I just did the count, and over the years I’ve been to eight weddings. This past weekend I went to my ninth wedding and it took the cake for the best wedding I’ve ever been to. But keep in mind, by best I mean, most awkward, strangest, and fastest.
The wedding was between a good friend of my boyfriend Jake’s, Jason, who is from Louisiana and Ju-hee, the Korean woman he has been with for threeish years.
The ceremony was held in a typical wedding venue in Korea, a wedding hall. Even though a large amount of the population is Catholic or Protestant, weddings are rarely held in churches. And due to the sheer size of the population of Seoul, there are so few places to be able to hold all the weddings that take place. Thus they built these massive halls that take care of the whole thing- wham, bam- thank you ma’am style.
The room where the ceremony took place was like a fun house. The room was complete with disco style lights, flat-screen tvs, dry-ice machines, confetti, flowers galore, fake gold walls, and 20 staff members with suits and head pieces. When we walked in they were playing “With You” by Chris Brown and showing slideshows of the couple on all the flat screen tvs. The whole center aisle was raised up, fake gold, and was lined with smoke machines that were put into full force when Ju-hee walked down the aisle.
For the most part though the ceremony followed a western track, but it was done with such an alarming speed. It felt like the entire ceremony was done for pictorial purposes only. Walk down the aisle(with dry ice of course), click, click, hold hands at the alter, click, click, put on the rings, click, click, listen to a song, click, click, walk down the aisle, click, click. The wedding hall ran like a well oiled machine with staff members in black suits and micro-phone head pieces swarming the couple, and making sure every picture was taken but zero time was wasted- queue the confetti, queue to disco lights, queue the throwing of the paper airplanes (yep, instead of rice they throw colorful paper airplanes) and bam we’re out of here.
The most alarming thing of the whole ceremony was the audience. At no point during the ceremony was there silence- people were answering their cell phones, walking around, talking to their friends. They even allow people to wander in to the back of the room to watch the wedding even if they weren’t invited (they were by far the loudest). It was a far cry from a heartfelt, respectful wedding.
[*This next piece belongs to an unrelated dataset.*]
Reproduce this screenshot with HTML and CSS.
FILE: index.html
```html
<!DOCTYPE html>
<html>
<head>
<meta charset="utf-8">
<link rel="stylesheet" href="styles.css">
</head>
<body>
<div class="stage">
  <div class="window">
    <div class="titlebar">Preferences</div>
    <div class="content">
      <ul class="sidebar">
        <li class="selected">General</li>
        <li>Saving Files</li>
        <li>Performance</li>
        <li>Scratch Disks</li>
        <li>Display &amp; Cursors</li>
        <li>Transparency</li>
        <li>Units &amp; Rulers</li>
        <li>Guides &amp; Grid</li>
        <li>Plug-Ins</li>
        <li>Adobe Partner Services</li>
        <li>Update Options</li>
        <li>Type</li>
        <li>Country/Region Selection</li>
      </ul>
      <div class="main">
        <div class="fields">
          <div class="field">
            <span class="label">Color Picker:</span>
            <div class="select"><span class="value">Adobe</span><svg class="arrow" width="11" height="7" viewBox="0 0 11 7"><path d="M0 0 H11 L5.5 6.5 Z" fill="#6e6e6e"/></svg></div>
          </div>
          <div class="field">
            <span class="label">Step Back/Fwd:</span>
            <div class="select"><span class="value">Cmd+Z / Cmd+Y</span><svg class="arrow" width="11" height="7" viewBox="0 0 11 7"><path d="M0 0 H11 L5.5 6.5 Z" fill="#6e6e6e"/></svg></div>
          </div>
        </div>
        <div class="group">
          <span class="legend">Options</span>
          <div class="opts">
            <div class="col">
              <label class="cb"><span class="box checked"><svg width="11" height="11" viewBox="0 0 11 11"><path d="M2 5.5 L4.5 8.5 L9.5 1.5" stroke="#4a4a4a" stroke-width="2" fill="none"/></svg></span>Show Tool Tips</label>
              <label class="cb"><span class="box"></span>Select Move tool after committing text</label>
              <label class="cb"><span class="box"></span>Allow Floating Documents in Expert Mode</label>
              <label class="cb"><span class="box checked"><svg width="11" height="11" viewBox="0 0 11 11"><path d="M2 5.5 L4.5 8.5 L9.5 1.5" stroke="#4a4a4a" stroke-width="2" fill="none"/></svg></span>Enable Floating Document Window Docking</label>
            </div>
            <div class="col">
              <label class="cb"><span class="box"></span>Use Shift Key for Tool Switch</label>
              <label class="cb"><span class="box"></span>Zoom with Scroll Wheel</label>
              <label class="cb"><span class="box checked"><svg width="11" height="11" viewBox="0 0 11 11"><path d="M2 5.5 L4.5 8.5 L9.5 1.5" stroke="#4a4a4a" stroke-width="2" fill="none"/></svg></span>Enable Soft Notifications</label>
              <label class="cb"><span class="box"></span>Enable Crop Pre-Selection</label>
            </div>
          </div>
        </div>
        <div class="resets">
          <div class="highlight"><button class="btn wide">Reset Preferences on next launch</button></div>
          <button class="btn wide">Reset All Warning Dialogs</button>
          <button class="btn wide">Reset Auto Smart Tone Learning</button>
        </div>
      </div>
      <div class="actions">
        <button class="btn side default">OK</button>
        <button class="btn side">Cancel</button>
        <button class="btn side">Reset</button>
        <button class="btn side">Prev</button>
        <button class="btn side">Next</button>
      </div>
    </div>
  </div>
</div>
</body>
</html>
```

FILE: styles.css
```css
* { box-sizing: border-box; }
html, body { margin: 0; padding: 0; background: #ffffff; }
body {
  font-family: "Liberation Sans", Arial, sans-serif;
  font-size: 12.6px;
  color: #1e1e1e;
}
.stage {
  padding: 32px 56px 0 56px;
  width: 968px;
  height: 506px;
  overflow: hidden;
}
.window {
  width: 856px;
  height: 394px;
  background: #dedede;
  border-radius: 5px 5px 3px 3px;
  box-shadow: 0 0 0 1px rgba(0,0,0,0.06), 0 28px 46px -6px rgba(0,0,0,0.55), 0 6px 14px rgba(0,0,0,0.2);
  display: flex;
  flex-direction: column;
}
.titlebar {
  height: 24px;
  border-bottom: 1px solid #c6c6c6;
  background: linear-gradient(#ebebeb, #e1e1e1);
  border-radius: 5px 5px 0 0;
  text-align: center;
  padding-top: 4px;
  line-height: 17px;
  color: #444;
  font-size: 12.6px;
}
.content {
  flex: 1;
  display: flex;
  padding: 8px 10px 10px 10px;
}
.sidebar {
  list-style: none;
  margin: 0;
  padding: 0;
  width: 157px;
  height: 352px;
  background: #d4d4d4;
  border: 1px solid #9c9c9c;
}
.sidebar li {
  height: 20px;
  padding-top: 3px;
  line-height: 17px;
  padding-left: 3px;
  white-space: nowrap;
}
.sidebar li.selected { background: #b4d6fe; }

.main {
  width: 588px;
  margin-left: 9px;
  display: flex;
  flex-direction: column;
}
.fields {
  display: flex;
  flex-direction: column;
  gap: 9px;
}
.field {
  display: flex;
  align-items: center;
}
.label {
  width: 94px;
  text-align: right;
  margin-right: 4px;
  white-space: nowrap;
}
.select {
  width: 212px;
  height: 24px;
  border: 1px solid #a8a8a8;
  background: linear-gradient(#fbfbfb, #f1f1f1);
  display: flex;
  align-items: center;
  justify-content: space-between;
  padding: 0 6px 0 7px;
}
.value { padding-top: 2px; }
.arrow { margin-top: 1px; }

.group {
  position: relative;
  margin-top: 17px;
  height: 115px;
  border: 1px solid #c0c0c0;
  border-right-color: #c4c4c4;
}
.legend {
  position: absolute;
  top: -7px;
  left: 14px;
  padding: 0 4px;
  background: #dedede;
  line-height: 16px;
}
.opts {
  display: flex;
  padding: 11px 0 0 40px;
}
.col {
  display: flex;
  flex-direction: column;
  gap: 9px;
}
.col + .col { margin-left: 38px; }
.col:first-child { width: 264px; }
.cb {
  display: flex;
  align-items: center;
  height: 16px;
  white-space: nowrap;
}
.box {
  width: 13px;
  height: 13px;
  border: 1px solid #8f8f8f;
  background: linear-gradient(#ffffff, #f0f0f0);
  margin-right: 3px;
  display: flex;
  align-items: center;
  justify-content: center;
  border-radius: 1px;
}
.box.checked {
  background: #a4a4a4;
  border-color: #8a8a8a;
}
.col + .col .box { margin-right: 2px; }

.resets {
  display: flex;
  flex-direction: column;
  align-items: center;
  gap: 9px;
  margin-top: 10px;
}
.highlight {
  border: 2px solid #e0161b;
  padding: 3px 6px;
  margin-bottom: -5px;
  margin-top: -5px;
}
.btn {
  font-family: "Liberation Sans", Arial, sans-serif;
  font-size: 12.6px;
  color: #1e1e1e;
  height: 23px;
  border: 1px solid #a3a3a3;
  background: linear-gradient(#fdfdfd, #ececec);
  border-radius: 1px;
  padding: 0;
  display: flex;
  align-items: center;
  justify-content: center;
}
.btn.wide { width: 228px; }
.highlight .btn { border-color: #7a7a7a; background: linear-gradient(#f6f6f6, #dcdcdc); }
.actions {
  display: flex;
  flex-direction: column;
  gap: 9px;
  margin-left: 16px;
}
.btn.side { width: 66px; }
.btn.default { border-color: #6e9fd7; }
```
After the ceremony everyone went upstairs where they had an enormous banquet set up. I think the number of people at the wedding mysteriously doubled for the banquet portion of the night. The couple, aside from cutting a cake was not even present at the reception. In fact they had to change quickly and go through another whole ceremony in traditional Korean attire. In total Ju-hee actually made 4 outfit changes throughout the evening… imagine that cost!
Overall it was great fun but equally as bizarre. I most certainly have no plans of getting married in Korea.